Roberto Malvezzi (Gogó)
Uma das perplexidades de nosso Brasil atual é a quantidade de pessoas que se dizem cristãs com práticas absolutamente avessas ao que significa ser cristão. Afinal, a síntese última da pertença ao Reino de Deus - ou não - é o que a pessoa faz para quem mais tem necessidades ao longo da vida. O capítulo 25 de São Mateus resume muito bem o que Jesus estabelece para seus seguidores: tive fome e me destes de comer, tive sede e me destes de beber, andava nu e me vestistes, etc.
Oras, se eu devo um copo de água a quem tem sede, como vou ser contra uma política pública que abastece milhões de pessoas com água? Como posso ser contra uma política pública que coloca alimentos na mesa de milhões de pessoas? Se devo cuidar dos doentes, como vou ser contra uma política pública de saúde que cuida de milhões de pessoas que não tem como pagar um médico particular?

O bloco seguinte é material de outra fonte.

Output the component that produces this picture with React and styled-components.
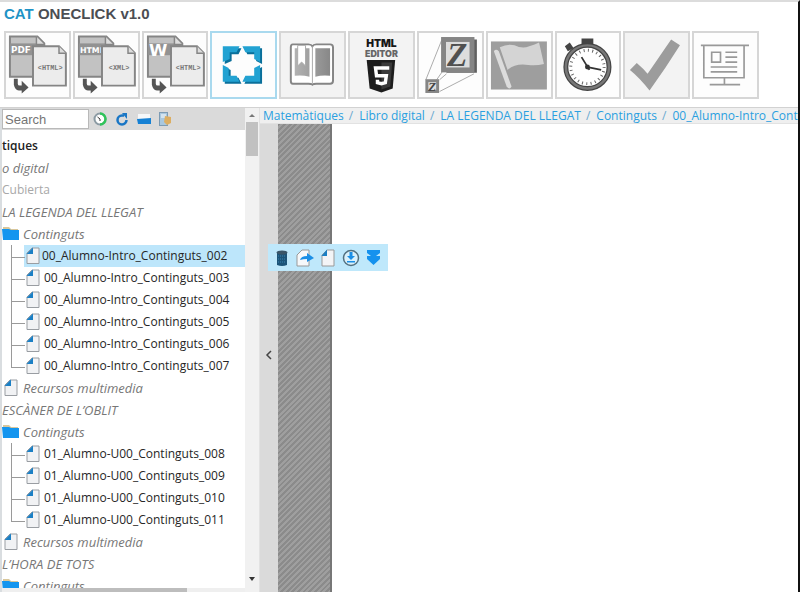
import React from "react";
import styled, { createGlobalStyle } from "styled-components";

const GlobalStyle = createGlobalStyle`
  * { box-sizing: border-box; }
  body { margin: 0; background: #fff; overflow: hidden; font-family: "Trebuchet MS", "Open Sans", sans-serif; font-size: 12px; font-variant-ligatures: none; }
  button { font: inherit; color: inherit; padding: 0; margin: 0; border: 0; background: none; cursor: pointer; }
  svg { display: block; }
`;

const Page = styled.div`
  height: 100vh;
  display: flex;
  flex-direction: column;
  border-top: 2px solid #dcdcdc;
  border-right: 2px solid #111;
`;
const Title = styled.h1`
  margin: 0;
  padding: 3px 4px 0;
  height: 29px;
  font: bold 15px/18px "Liberation Sans", Arial, sans-serif;
  color: #4b4e53;
  span { color: #1f93c6; }
`;
const Toolbar = styled.nav`
  display: grid;
  grid-template-columns: repeat(11, 1fr);
  gap: 2px;
  max-width: 759px;
  padding-left: 4px;
  height: 76px;
  align-items: start;
`;
const Tool = styled.button`
  && {
    height: 68px;
    border: 2px solid ${(p) => (p.$active ? "#a9d9ee" : "#d6d6d6")};
    background: ${(p) => (p.$shade ? "#f3f3f3" : "#fdfdfd")};
  }
  svg { width: 100%; height: 64px; }
`;
const Workspace = styled.div`
  flex: 1;
  min-height: 0;
  display: flex;
  border-top: 1px solid #d2d2d2;
`;
const Sidebar = styled.aside`
  width: 260px;
  flex: none;
  display: flex;
  border-left: 2px solid #d9dde0;
  border-right: 1px solid #e2e2e2;
`;
const Panel = styled.div`
  flex: 1;
  min-width: 0;
  display: flex;
  flex-direction: column;
`;
const SearchBar = styled.div`
  height: 22px;
  flex: none;
  display: flex;
  align-items: center;
  gap: 6px;
  background: #dadada;
`;
const SearchInput = styled.input`
  width: 87px;
  height: 20px;
  margin-right: -3px;
  padding: 0 2px;
  border: 1px solid #b9b9b9;
  background: #fff;
  font: 13px "Liberation Sans", Arial, sans-serif;
  &::placeholder { color: #757575; opacity: 1; }
`;
const SmallButton = styled.button`
  && { width: 16px; height: 16px; }
`;
const Tree = styled.div`
  flex: 1;
  min-height: 0;
  overflow: hidden;
  padding-top: 5px;
`;
const Row = styled.button`
  && {
    width: 100%;
    height: 22px;
    display: flex;
    align-items: center;
    text-align: left;
    white-space: nowrap;
    font-size: 13px;
    line-height: 22px;
    color: #777;
    font-style: italic;
  }
`;
const RootRow = styled(Row)`
  && { color: #222; font-size: 12px; font-style: normal; font-weight: 600; }
`;
const CoverRow = styled(Row)`
  && { color: #a8a8a8; font-size: 12px; font-style: normal; }
`;
const BranchRow = styled(Row)`
  && { gap: 4px; }
`;
const IconSlot = styled.span`
  flex: none;
  width: 17px;
  display: flex;
  justify-content: center;
`;
const Leaf = styled(Row)`
  && { color: #262626; font-size: 12px; font-style: normal; }
`;
const Twig = styled.span`
  position: relative;
  align-self: stretch;
  flex: none;
  width: 22px;
  &::before {
    content: "";
    position: absolute;
    left: 9px;
    top: 0;
    width: 13px;
    height: 12px;
    border-left: 1px solid #9a9a9a;
    border-bottom: 1px solid #9a9a9a;
  }
  &::after {
    content: "";
    display: ${(p) => (p.$last ? "none" : "block")};
    position: absolute;
    left: 9px;
    top: 11px;
    bottom: 0;
    border-left: 1px solid #9a9a9a;
  }
`;
const LeafLabel = styled.span`
  flex: 1;
  display: flex;
  align-items: center;
  gap: ${(p) => (p.$selected ? 2 : 4)}px;
  padding-left: 2px;
  background: ${(p) => (p.$selected ? "#bde6fb" : "transparent")};
`;
const HScroll = styled.div`
  height: 4px;
  flex: none;
  background: #efefef;
  display: flex;
  justify-content: center;
  &::before { content: ""; width: 52%; background: #bdbdbd; }
`;
const VScroll = styled.div`
  width: 14px;
  flex: none;
  display: flex;
  flex-direction: column;
  align-items: center;
  background: #f1f1f1;
  padding: 5px 0 10px;
`;
const Thumb = styled.div`
  width: 12px;
  height: 34px;
  margin: 4px 0 auto;
  background: #c1c1c1;
`;
const Main = styled.main`
  flex: 1;
  min-width: 0;
  display: flex;
  flex-direction: column;
`;
const Breadcrumb = styled.nav`
  height: 16px;
  flex: none;
  overflow: hidden;
  white-space: nowrap;
  padding-left: 3px;
  line-height: 15px;
  background: #efefef;
  border-bottom: 1px solid #e2e2e2;
  color: #6ba9cf;
  a { color: #2a9fe0; text-decoration: none; }
  a + a::before { content: "/"; padding: 0 6px 0 5px; color: #6ba9cf; }
`;
const Stage = styled.div`
  position: relative;
  flex: 1;
  display: flex;
`;
const Collapse = styled.button`
  && {
    width: 18px;
    display: flex;
    align-items: center;
    justify-content: center;
    padding-bottom: 6px;
    background: #dadada;
  }
`;
const Hatch = styled.div`
  width: 54px;
  border-right: 2px solid #777;
  background: repeating-linear-gradient(135deg, #8b8b8b 0 2px, #9f9f9f 2px 4px);
`;
const Canvas = styled.div`
  flex: 1;
  background: #fff;
`;
const Actions = styled.div`
  position: absolute;
  left: 8px;
  top: 120px;
  height: 27px;
  display: flex;
  align-items: center;
  gap: 3px;
  padding: 0 4px;
  background: #bfe8fb;
`;
const Action = styled.button`
  && { width: 20px; height: 20px; }
`;

const Convert = ({ from, to, size = 9 }) => (
  <svg viewBox="0 0 64 64">
    <path d="M4 3H32L39 10V44H4Z" fill="#c2c2c2" stroke="#858585" strokeWidth="2" />
    <rect x="4" y="10" width="34" height="12" fill="#929292" />
    <path d="M31 3V11H39" fill="#ddd" stroke="#858585" strokeWidth="1.5" />
    <text x="5" y={size > 12 ? 23 : 20} fontFamily="DejaVu Sans" fontWeight="bold" fontSize={size} fill="#fff">{from}</text>
    <path d="M27.500 13H54L61 20V53H27.500Z" fill="#ececec" stroke="#858585" strokeWidth="2" />
    <path d="M54 13V20H61" fill="#ddd" stroke="#858585" strokeWidth="1.500" />
    <text x="45" y="37" textAnchor="middle" fontFamily="Liberation Mono" fontWeight="bold" fontSize="7" fill="#777">{to}</text>
    <path d="M8 46H12V51Q12 53 14 53H16V48L23 55L16 61V58H13Q9 57 8 52Z" fill="#555" />
  </svg>
);

const FocusIcon = () => (
  <svg viewBox="0 0 64 64">
    {[["#0a6f9a", 2], ["#22a2d2", 0]].map(([c, o]) => (
      <g key={c} fill={c} transform={`translate(${o} ${o})`}>
        <path d="M11 13H28L25 19H18V26L11 29Z" />
        <path d="M31 13H49V29L43 26V19H34Z" />
        <path d="M11 32L17 35V43H25L28 49H11Z" />
        <path d="M49 32V49H31L34 43H43V35Z" />
      </g>
    ))}
  </svg>
);
const BookIcon = () => (
  <svg viewBox="0 0 64 64">
    <defs><linearGradient id="pg"><stop stopColor="#b2b2b2" /><stop offset="1" stopColor="#888" /></linearGradient></defs>
    <path d="M12 11H28Q31 11 32 13Q33 11 36 11H50Q53 11 53 14V48Q53 51 50 51H36Q33 51 32 52Q31 51 28 51H12Q10 51 10 48V14Q10 11 12 11Z" fill="#fff" stroke="#858585" strokeWidth="2" />
    <path d="M14 15H29V44Q22 42 14 43ZM35 15H50V43Q42 42 35 44Z" fill="url(#pg)" />
    <path d="M17 12H25V33L21 29L17 33Z" fill="#fff" stroke="#aaa" />
    <path d="M32 13V51" stroke="#aaa" />
  </svg>
);
const Html5Icon = () => (
  <svg viewBox="0 0 64 64">
    <g fontFamily="Inter" fontWeight="900" textAnchor="middle">
      <text x="32" y="14" fontSize="10.500" fill="#171717">HTML</text>
      <text x="32" y="24" fontSize="9" fill="#666">EDITOR</text>
    </g>
    <path d="M17 27H46L43.500 56L32 60L20 56Z" fill="#1d1d1d" />
    <path d="M32 29.500H43L41 54L32 57Z" fill="#3a3a3a" />
    <path d="M40 35H26L27 43H37L36 50L32 51L28 50V47" fill="none" stroke="#fff" strokeWidth="3.500" />
  </svg>
);
const ZoomIcon = () => (
  <svg viewBox="0 0 64 64">
    <path d="M7 47L23 7M21 47L28 41M21 59L56 41M18 47L25 37" stroke="#aaa" />
    <path d="M25 6H59V40H28Z" fill="#606060" />
    <rect x="25" y="6" width="29" height="31" fill="#ddd" stroke="#858585" strokeWidth="5" />
    <text x="39" y="33" textAnchor="middle" fontFamily="Liberation Serif" fontWeight="bold" fontStyle="italic" fontSize="34" fill="#505050">Z</text>
    <rect x="8" y="48" width="11" height="11" fill="#ddd" stroke="#858585" strokeWidth="3" />
    <text x="13.500" y="58" textAnchor="middle" fontFamily="Liberation Serif" fontWeight="bold" fontStyle="italic" fontSize="13" fill="#444">Z</text>
  </svg>
);
const FlagIcon = () => (
  <svg viewBox="0 0 64 64">
    <rect x="3" y="8" width="57" height="49" fill="#9e9e9e" />
    <path d="M6 18Q8 15 11 18L24 54Q22 58 19 54Z" fill="#dcdcdc" />
    <path d="M12 14Q20 10 27 12Q35 16 42 13Q48 11 52 9L57 31Q49 33 41 32Q28 30 20 37Z" fill="#d4d4d4" />
  </svg>
);
const WatchIcon = () => (
  <svg viewBox="0 0 64 64">
    <path d="M25 5H37V11H25ZM8 13L13 9L17 15L11 18Z" fill="#444" />
    <circle cx="31" cy="34" r="22" fill="#fff" stroke="#444" strokeWidth="5" />
    <circle cx="31" cy="34" r="22" fill="none" stroke="#777" strokeWidth="2.500" />
    <circle cx="31" cy="34" r="17" fill="none" stroke="#666" strokeWidth="3" strokeDasharray="1 3.450" />
    <path d="M25 24L33 37M30 34L45 37" stroke="#333" strokeWidth="1.800" />
    <circle cx="31" cy="34" r="2.500" fill="#333" />
  </svg>
);
const CheckIcon = () => (
  <svg viewBox="0 0 64 64"><path d="M5 37L12 30Q19 36 23 41Q34 25 47 6L56 12Q41 36 25 58Q15 45 5 37Z" fill="#9c9c9c" /></svg>
);
const BoardIcon = () => (
  <svg viewBox="0 0 64 64" fill="none" stroke="#999" strokeWidth="1.700">
    <path d="M7 12H56M10 12V45H51V12M31 45V52M16 52H47M18 19H27V29H18ZM32 19H44M32 24H44M32 29H44M17 34H44M17 39H44" />
  </svg>
);

const FileIcon = () => (
  <svg width="14" height="18" viewBox="0 0 14 18">
    <path d="M6 1H13V16.500H1V6Z" fill="#f1f2f4" stroke="#999da2" />
    <path d="M7 .500V7H.500Z" fill="#1b7fc4" />
  </svg>
);
const FolderIcon = () => (
  <svg width="17" height="16" viewBox="0 0 17 16">
    <path d="M1 1H7L9 3H16V8H1Z" fill="#d9c79b" />
    <path d="M0 3H7L9 4H17V14H1Z" fill="#1495ef" />
  </svg>
);
const Arrow = ({ up }) => (
  <svg width="8" height="5" viewBox="0 0 8 5"><path d={up ? "M1 4L4 1L7 4Z" : "M1 0H7L4 4Z"} fill={up ? "#777" : "#333"} /></svg>
);

const tools = [
  { label: "PDF to HTML", icon: <Convert from="PDF" to="<HTML>" /> },
  { label: "HTML to XML", icon: <Convert from="HTML" to="<XML>" size={8} /> },
  { label: "Word to HTML", icon: <Convert from="W" to="<HTML>" size={17} /> },
  { label: "Focus", icon: <FocusIcon />, active: true },
  { label: "Book", icon: <BookIcon />, shade: true },
  { label: "HTML editor", icon: <Html5Icon />, shade: true },
  { label: "Zoom", icon: <ZoomIcon /> },
  { label: "Flag", icon: <FlagIcon /> },
  { label: "Timer", icon: <WatchIcon /> },
  { label: "Check", icon: <CheckIcon />, shade: true },
  { label: "Board", icon: <BoardIcon /> },
];

const introPages = ["002", "003", "004", "005", "006", "007"];
const unitPages = ["008", "009", "010", "011"];

const Pages = ({ prefix, ids, selected }) =>
  ids.map((id, i) => (
    <Leaf key={id}>
      <Twig $last={i === ids.length - 1} />
      <LeafLabel $selected={id === selected}><FileIcon />{prefix}{id}</LeafLabel>
    </Leaf>
  ));

const Folder = () => <BranchRow><IconSlot><FolderIcon /></IconSlot>Continguts</BranchRow>;
const Media = () => <BranchRow><IconSlot><FileIcon /></IconSlot>Recursos multimedia</BranchRow>;

const crumbs = ["Matemàtiques", "Libro digital", "LA LEGENDA DEL LLEGAT", "Continguts", "00_Alumno-Intro_Continguts_002"];

export default function App() {
  return (
    <Page>
      <GlobalStyle />
      <Title><span>CAT</span> ONECLICK v1.0</Title>
      <Toolbar>
        {tools.map((t) => (
          <Tool key={t.label} aria-label={t.label} $active={t.active} $shade={t.shade}>{t.icon}</Tool>
        ))}
      </Toolbar>
      <Workspace>
        <Sidebar>
          <Panel>
            <SearchBar>
              <SearchInput placeholder="Search" aria-label="Search" />
              <SmallButton aria-label="History">
                <svg viewBox="0 0 16 16"><circle cx="8" cy="8" r="5.500" fill="#fff" stroke="#8b9aa3" strokeWidth="2" /><path d="M8 2.500A5.500 5.500 0 0 1 8 13.500" fill="none" stroke="#2fc45a" strokeWidth="2.500" /><path d="M5.500 6L8 8V10" fill="none" stroke="#333" /></svg>
              </SmallButton>
              <SmallButton aria-label="Refresh">
                <svg viewBox="0 0 16 16"><path d="M12.500 9A4.500 4.500 0 1 1 8 4.500H10" fill="none" stroke="#1976c5" strokeWidth="2.500" /><path d="M8 2L13 2V8Z" fill="#1976c5" /></svg>
              </SmallButton>
              <SmallButton aria-label="Open folder">
                <svg viewBox="0 0 16 16"><path d="M2 3H14V9H2Z" fill="#f6f8fa" /><path d="M1 8L15 7V13H2Z" fill="#1681d4" /></svg>
              </SmallButton>
              <SmallButton aria-label="Import">
                <svg viewBox="0 0 16 16"><rect x="1.500" y="1.500" width="8" height="13" fill="#a9c8df" stroke="#7d9bb3" /><path d="M3 4H8M3 6H8" stroke="#fff" /><path d="M7 5L13 6V12L9 14L6 11Z" fill="#dcae62" /></svg>
              </SmallButton>
            </SearchBar>
            <Tree>
              <RootRow>tiques</RootRow>
              <Row>o digital</Row>
              <CoverRow>Cubierta</CoverRow>
              <Row>LA LEGENDA DEL LLEGAT</Row>
              <Folder />
              <Pages prefix="00_Alumno-Intro_Continguts_" ids={introPages} selected="002" />
              <Media />
              <Row>ESCÀNER DE L’OBLIT</Row>
              <Folder />
              <Pages prefix="01_Alumno-U00_Continguts_" ids={unitPages} />
              <Media />
              <Row>L’HORA DE TOTS</Row>
              <Folder />
            </Tree>
            <HScroll />
          </Panel>
          <VScroll><Arrow up /><Thumb /><Arrow /></VScroll>
        </Sidebar>
        <Main>
          <Breadcrumb>
            {crumbs.map((c) => <a key={c} href="#">{c}</a>)}
          </Breadcrumb>
          <Stage>
            <Collapse aria-label="Collapse sidebar">
              <svg width="8" height="10" viewBox="0 0 8 10"><path d="M6 1L2 5L6 9" fill="none" stroke="#444" strokeWidth="1.500" /></svg>
            </Collapse>
            <Hatch />
            <Canvas />
            <Actions>
              <Action aria-label="Delete">
                <svg viewBox="0 0 20 20"><path d="M5 5H15V17Q10 19 5 17Z" fill="#1d5478" /><ellipse cx="10" cy="4.500" rx="5.500" ry="2" fill="#3a5568" /><path d="M6 8H14M6 11H14M6 14H14" stroke="#3a83b0" strokeDasharray="1 1" /></svg>
              </Action>
              <Action aria-label="Export">
                <svg viewBox="0 0 20 20"><path d="M7 2H14V18H2V7Z" fill="#f6f8fa" stroke="#999" /><path d="M5 12Q6 8 12 8V5L19 10L12 14V11Q8 11 5 12Z" fill="#1b8fe6" /></svg>
              </Action>
              <Action aria-label="New page">
                <svg viewBox="0 0 20 20"><path d="M9 2H16V18H4V7Z" fill="#f3f4f6" stroke="#999" /><path d="M9 1.500V8H3.500Z" fill="#1b7fc4" /></svg>
              </Action>
              <Action aria-label="Download">
                <svg viewBox="0 0 20 20"><circle cx="10" cy="10" r="7.500" fill="#d9f0fb" stroke="#52707f" strokeWidth="1.500" /><path d="M8.500 4H11.500V8H14L10 12L6 8H8.500ZM6 13H14V14.500H6Z" fill="#1b8fe6" /></svg>
              </Action>
              <Action aria-label="Move down">
                <svg viewBox="0 0 20 20"><path d="M3 2H16V5L12 8H16V11L9.500 17L3 11V8H7L3 5Z" fill="#1592ee" /></svg>
              </Action>
            </Actions>
          </Stage>
        </Main>
      </Workspace>
    </Page>
  );
}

Agora, na reforma trabalhista e previdenciária se deu o mesmo fenômeno. Os jornais informam que de 104 deputados da chamada Bancada da Bíblia no Congresso, 100 votaram a favor da reforma da previdência. Acontece que ela retira da mesa dos mais vulneráveis até a migalha que eles precisam para sobreviver, como é o caso do Benefício de Prestação Continuada (BPC). Aqueles que estão totalmente incapacitados de ganhar seu próprio pão, terão seu benefício reduzido de mil reais para quatrocentos reais. É como se retirassem de Lázaro e do cachorro as migalhas que caiam da mesa dos poderosos. Até isso, até as migalhas disputadas pelos cães...Assim acontece com todos aqueles que se dizem cristãos e votam contra os mais necessitados. Ou não entendem nada de política, ou não entendem nada do Evangelho.
O Evangelho é o amor de Deus para cada criatura, exige amor e solidariedade de cada um de nós para com os outros, particularmente quem está mais vulnerável, o cuidado com todas as criaturas e com nossa Casa Comum, a Terra. Essa espiritualidade exige abertura, solidariedade, fraternidade, justiça, e tantas outras virtudes identificadas como sendo autenticamente cristãs.
Por isso, quando se perde o senso de humanidade, de nada adianta dizer-se cristão.